Lessons for Scarce Assets in the Modern Era
Canada’s experience has become increasingly relevant to discussions about Bitcoin and other scarce digital assets. The parallel is instructive: just as many dismissed gold as obsolete in 1970s, skeptics today argue that cryptocurrency lacks fundamental value. Yet the lesson from Canada’s divestment suggests otherwise.
Assets with fixed supplies and genuine scarcity—whether precious metals or blockchain-based tokens—retain value precisely because they cannot be infinitely reproduced. Bitcoin, trading near $67,200 per unit in March 2026, functions as “digital gold” in precisely the way that traditional gold functioned before central banks recognized its renewed importance.

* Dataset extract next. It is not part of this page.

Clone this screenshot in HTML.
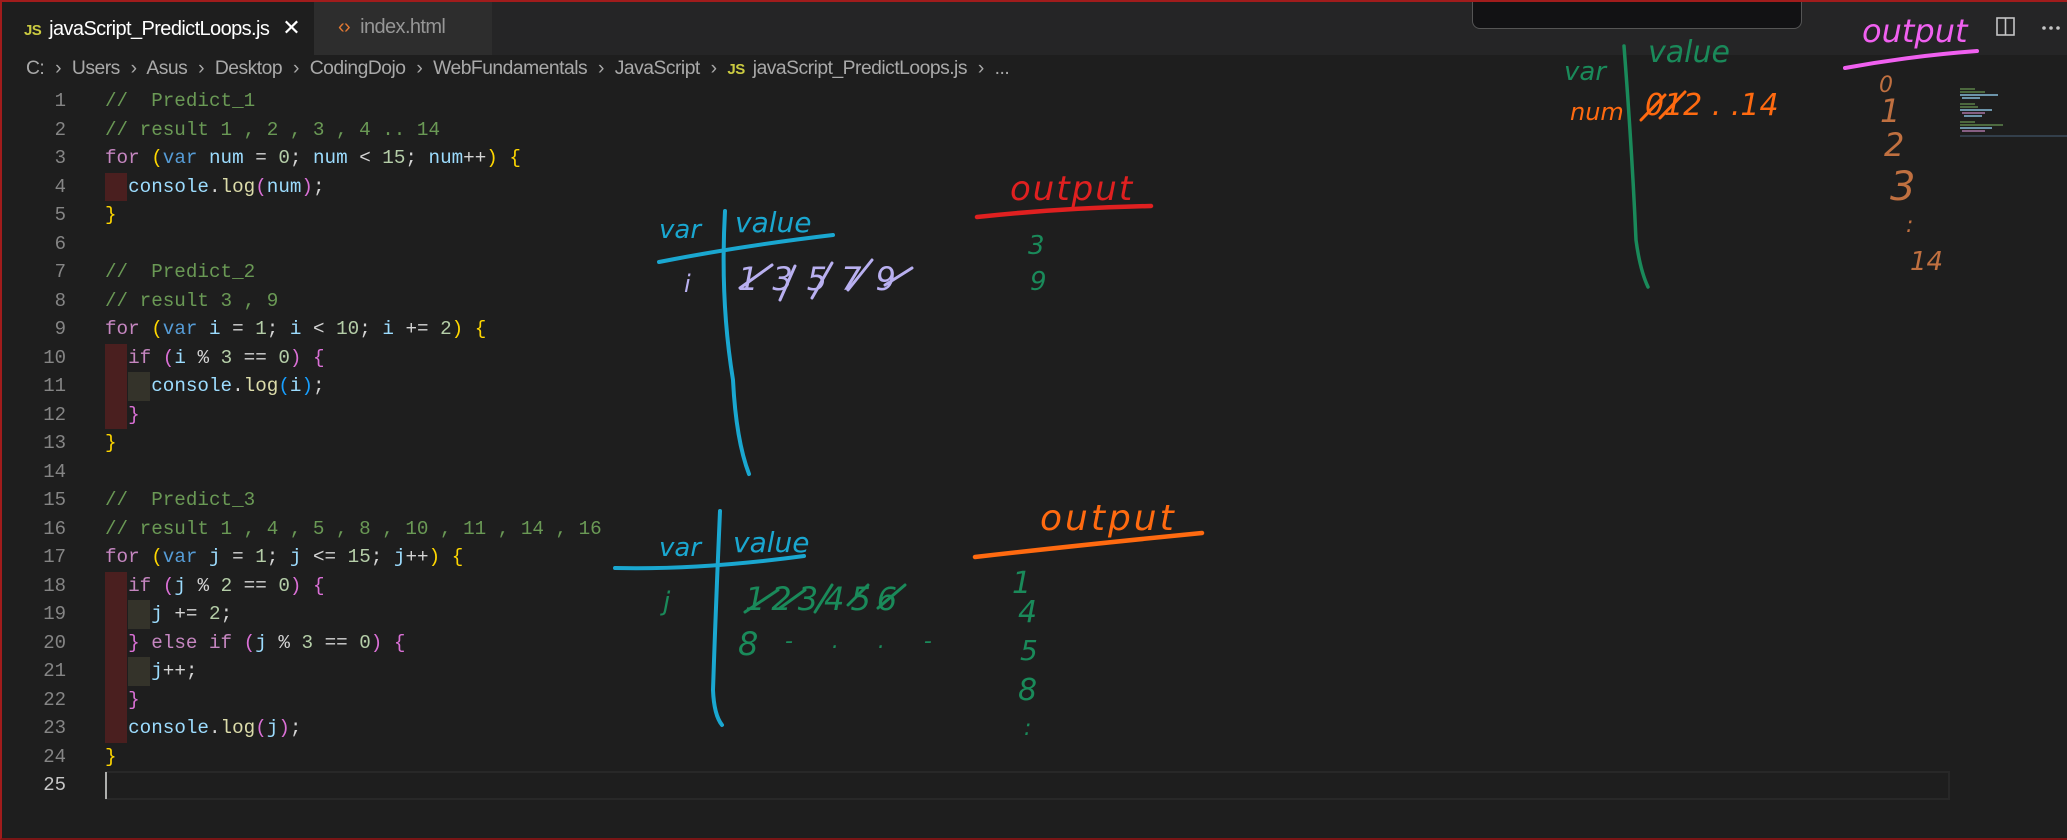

The comparison extends to other scarce ecosystem tokens as well.
The Broader Principle
Canada’s gold reserve sale offers a sobering reminder: decisions made during periods of ideological confidence often prove ruinous in hindsight. When asset class consensus shifts—whether due to geopolitical developments, inflation dynamics, or technological innovation—the opportunity to reverse course has typically already closed.
The nation cannot recover what was sold at $120 per ounce when market conditions restored gold to strategic prominence. This remains the central lesson for investors, policymakers, and anyone managing long-term asset allocation: the cost of prematurely abandoning scarce assets often exceeds the temporary benefits of liquidation.